Peter Reilly in Forbes discusses the possibility of clawback and how making substantial gifts in 2012 is still a good idea.

. . .  the inertia of the law as it is now written and the unlikelihood of a Republican sweep make it likely that the unified credit will cover significantly less than $5,000,000 in 2013.  Unless I missed a beat somewhere in the last thirty years, I don’t think that the unified credit equivalent has ever gone down.  That would account for nobody being sure exactly how the estate tax computations will work for someone who makes a mega gift in 2012 when the credit covers $5,000,000 and then dies in 2013, when the credit covers $1,000,000.  Here is an excerpt from Chuck Rubin’s explanation of the potential problem:

If correct, this means that when a donor later dies, and substantial 2011 or 2012 gifts are added into his or her estate tax computation, the constructive gift tax reduction applied to the tentative estate tax will be low – and there will not be a corresponding high unified credit amount available for estate tax purposes to offset this enhanced tax. Thus, in effect, this statutory analysis recaptures some of the gift tax that avoided tax at the time of the gift under the then-available unified credit, as estate tax due at death.

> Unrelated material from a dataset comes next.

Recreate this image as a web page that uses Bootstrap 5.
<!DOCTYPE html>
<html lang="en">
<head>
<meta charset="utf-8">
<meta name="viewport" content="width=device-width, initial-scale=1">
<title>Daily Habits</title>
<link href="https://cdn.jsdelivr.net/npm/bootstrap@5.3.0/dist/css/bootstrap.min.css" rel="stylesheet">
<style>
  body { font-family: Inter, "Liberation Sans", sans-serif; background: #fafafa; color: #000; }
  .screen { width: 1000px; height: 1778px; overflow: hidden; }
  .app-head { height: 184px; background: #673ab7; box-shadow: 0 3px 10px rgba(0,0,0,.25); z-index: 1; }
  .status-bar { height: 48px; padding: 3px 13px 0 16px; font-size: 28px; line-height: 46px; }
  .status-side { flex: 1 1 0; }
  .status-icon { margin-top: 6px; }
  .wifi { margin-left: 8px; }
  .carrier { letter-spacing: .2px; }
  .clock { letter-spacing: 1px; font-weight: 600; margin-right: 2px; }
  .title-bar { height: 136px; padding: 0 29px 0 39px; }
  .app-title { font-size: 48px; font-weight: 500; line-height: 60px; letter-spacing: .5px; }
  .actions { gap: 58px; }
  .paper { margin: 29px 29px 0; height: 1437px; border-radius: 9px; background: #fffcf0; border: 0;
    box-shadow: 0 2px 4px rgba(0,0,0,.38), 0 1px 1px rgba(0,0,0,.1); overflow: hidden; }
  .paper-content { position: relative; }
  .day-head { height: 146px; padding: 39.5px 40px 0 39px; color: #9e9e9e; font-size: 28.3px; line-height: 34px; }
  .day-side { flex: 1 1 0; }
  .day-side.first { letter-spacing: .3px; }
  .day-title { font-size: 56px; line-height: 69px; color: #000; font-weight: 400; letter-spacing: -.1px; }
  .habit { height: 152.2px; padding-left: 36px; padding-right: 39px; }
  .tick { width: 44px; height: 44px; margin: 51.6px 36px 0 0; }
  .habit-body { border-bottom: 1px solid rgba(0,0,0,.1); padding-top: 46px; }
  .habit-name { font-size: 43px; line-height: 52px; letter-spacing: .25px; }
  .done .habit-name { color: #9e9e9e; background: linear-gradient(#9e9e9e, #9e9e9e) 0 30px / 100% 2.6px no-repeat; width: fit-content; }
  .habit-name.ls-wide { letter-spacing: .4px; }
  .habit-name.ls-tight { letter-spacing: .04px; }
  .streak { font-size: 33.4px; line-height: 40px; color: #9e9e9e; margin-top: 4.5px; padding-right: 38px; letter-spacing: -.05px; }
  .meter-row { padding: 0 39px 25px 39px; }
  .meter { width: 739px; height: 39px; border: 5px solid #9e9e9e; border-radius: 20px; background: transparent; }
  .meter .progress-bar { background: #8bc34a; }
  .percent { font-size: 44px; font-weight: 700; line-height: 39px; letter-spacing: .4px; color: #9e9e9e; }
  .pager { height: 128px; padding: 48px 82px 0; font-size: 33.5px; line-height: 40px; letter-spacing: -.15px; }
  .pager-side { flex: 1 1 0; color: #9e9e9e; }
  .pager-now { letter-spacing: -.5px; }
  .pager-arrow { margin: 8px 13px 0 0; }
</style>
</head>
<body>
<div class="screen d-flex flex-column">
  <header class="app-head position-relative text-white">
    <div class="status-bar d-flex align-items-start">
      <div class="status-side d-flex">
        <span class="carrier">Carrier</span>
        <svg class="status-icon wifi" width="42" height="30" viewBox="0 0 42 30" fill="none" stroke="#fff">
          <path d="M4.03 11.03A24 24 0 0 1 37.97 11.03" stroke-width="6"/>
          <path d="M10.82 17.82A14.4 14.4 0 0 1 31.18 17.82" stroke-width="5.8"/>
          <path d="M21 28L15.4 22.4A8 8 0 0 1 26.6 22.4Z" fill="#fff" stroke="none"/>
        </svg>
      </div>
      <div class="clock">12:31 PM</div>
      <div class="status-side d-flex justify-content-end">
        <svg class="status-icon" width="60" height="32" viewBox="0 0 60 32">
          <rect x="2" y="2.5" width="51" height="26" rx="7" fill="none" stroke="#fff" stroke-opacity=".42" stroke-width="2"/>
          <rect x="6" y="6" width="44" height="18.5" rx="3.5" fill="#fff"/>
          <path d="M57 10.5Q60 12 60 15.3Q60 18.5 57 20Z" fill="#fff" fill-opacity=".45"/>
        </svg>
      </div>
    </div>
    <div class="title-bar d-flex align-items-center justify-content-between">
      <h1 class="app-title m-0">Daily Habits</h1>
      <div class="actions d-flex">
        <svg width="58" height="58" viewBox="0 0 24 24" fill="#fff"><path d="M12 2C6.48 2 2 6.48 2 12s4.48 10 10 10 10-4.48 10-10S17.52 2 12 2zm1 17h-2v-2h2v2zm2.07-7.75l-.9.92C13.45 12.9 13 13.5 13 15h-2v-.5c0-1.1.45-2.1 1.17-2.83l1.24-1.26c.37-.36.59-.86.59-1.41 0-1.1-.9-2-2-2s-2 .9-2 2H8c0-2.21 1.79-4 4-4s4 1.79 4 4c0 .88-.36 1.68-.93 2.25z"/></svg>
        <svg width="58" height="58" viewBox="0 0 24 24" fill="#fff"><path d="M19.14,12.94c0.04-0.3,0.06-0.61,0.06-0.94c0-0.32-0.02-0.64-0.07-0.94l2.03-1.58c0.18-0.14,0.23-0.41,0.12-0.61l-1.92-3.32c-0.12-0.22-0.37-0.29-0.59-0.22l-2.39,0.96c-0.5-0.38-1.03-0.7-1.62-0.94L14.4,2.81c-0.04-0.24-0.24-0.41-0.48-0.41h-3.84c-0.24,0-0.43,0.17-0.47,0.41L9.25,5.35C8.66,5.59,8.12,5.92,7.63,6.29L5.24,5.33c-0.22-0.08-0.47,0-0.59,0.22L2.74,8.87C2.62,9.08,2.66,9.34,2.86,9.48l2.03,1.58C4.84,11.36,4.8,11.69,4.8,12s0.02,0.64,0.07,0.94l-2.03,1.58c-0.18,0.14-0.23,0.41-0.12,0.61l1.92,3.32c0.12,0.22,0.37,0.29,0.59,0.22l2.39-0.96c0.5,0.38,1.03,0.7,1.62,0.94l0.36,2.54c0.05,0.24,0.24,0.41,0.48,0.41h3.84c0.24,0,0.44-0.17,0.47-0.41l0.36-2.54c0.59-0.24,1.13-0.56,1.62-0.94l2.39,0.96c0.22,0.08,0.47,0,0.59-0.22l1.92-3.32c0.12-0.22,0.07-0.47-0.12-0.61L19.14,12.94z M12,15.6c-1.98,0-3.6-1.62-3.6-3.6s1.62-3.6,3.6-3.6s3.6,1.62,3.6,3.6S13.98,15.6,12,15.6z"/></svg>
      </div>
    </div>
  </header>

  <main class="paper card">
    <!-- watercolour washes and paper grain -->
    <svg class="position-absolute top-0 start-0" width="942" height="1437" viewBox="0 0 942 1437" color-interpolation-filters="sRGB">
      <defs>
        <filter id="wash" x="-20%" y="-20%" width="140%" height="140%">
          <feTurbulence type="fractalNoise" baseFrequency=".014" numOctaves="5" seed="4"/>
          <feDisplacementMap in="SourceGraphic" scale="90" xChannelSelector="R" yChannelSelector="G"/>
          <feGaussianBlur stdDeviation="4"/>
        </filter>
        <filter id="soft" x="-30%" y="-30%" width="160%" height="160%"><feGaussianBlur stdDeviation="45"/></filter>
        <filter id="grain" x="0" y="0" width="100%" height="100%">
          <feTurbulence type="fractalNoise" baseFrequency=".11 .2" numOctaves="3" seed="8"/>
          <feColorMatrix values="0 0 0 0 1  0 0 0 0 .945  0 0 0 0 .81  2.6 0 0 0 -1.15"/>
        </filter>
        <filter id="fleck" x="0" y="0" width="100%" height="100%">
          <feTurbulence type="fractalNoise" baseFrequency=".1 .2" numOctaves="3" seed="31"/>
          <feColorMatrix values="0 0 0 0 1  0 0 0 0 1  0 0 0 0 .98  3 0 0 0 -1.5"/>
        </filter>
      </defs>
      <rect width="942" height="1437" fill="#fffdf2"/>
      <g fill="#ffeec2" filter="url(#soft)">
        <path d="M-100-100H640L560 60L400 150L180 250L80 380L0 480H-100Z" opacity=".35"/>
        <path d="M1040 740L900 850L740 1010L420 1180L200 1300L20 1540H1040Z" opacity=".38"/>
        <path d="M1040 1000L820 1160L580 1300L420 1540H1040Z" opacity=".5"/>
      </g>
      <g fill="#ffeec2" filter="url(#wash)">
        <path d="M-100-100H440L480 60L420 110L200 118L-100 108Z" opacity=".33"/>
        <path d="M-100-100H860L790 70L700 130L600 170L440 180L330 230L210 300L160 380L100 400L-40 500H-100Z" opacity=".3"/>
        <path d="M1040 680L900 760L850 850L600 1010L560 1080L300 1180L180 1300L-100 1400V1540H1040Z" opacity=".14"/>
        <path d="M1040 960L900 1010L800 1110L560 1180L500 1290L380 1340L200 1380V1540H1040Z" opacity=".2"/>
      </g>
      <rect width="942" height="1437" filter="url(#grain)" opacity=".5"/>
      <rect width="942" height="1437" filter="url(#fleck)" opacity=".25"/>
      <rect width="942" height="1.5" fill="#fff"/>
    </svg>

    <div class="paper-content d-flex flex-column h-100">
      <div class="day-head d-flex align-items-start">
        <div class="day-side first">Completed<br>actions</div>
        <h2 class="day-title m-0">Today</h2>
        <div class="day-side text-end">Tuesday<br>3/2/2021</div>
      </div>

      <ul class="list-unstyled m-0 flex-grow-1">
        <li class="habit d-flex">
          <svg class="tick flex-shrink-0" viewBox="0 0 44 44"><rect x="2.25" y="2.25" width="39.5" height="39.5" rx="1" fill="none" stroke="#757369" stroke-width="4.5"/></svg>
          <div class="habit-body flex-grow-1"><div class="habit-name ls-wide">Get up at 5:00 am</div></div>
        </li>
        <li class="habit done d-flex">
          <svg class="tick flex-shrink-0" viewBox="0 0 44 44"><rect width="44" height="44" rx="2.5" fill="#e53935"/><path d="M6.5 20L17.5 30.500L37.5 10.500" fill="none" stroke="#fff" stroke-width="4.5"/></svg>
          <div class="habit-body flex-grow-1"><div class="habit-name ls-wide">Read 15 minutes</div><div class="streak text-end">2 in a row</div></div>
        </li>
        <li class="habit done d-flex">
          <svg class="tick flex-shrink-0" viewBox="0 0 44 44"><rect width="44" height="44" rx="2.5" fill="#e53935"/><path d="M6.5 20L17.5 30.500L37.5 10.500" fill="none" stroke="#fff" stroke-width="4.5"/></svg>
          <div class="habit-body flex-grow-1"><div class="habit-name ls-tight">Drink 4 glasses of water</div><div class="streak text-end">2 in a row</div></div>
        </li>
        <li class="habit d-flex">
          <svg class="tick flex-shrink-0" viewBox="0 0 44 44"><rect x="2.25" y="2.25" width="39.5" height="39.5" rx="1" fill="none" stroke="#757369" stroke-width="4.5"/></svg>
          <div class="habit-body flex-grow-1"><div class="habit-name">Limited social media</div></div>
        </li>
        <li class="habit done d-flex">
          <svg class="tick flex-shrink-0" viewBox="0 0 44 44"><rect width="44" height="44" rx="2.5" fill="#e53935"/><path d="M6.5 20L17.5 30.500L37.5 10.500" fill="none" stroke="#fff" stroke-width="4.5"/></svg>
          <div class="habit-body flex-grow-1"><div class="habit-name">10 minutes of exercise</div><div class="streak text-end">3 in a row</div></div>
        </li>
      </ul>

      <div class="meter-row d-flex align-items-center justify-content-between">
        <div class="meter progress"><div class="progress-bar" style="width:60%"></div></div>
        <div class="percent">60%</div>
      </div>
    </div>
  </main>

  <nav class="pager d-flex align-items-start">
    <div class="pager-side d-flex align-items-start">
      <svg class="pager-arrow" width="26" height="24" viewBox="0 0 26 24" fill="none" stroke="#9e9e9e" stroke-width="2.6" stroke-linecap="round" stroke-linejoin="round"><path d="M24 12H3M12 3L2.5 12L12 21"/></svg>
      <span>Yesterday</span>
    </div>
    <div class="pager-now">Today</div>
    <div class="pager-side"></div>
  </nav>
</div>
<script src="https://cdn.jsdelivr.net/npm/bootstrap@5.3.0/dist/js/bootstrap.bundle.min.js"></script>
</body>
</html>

Got that.  Right.  Well, I hate to say it, but I can’t figure out how to make it any clearer. At the risk of gross oversimplification I’ll speculate that someone who is left with a $3,000,000 estate after having made a $5,000,000 mega gift might have estate taxes computed as if the estate were $7,000,000, which conceivably could wipe out the estate.  Does that make the mega gift a bad idea ? It does not.  I’ll steal from Mr. Rubin again:

Nonetheless, even with clawback, the benefits of a larger 2012 gifts remain. These include (1) enhanced GST exemption for generation-skipping gifts or gifts to trusts that may later have a skip, (2) shifting of appreciation in gifted assets to third parties after the gift that would not otherwise occur (which may provide future estate tax savings), and (3) in many circumstances overall tax savings may still result, even with clawback. Thus, while clawback at worst may reduce benefits of 2012 gifting, enough remain that it may still make sense in many situations.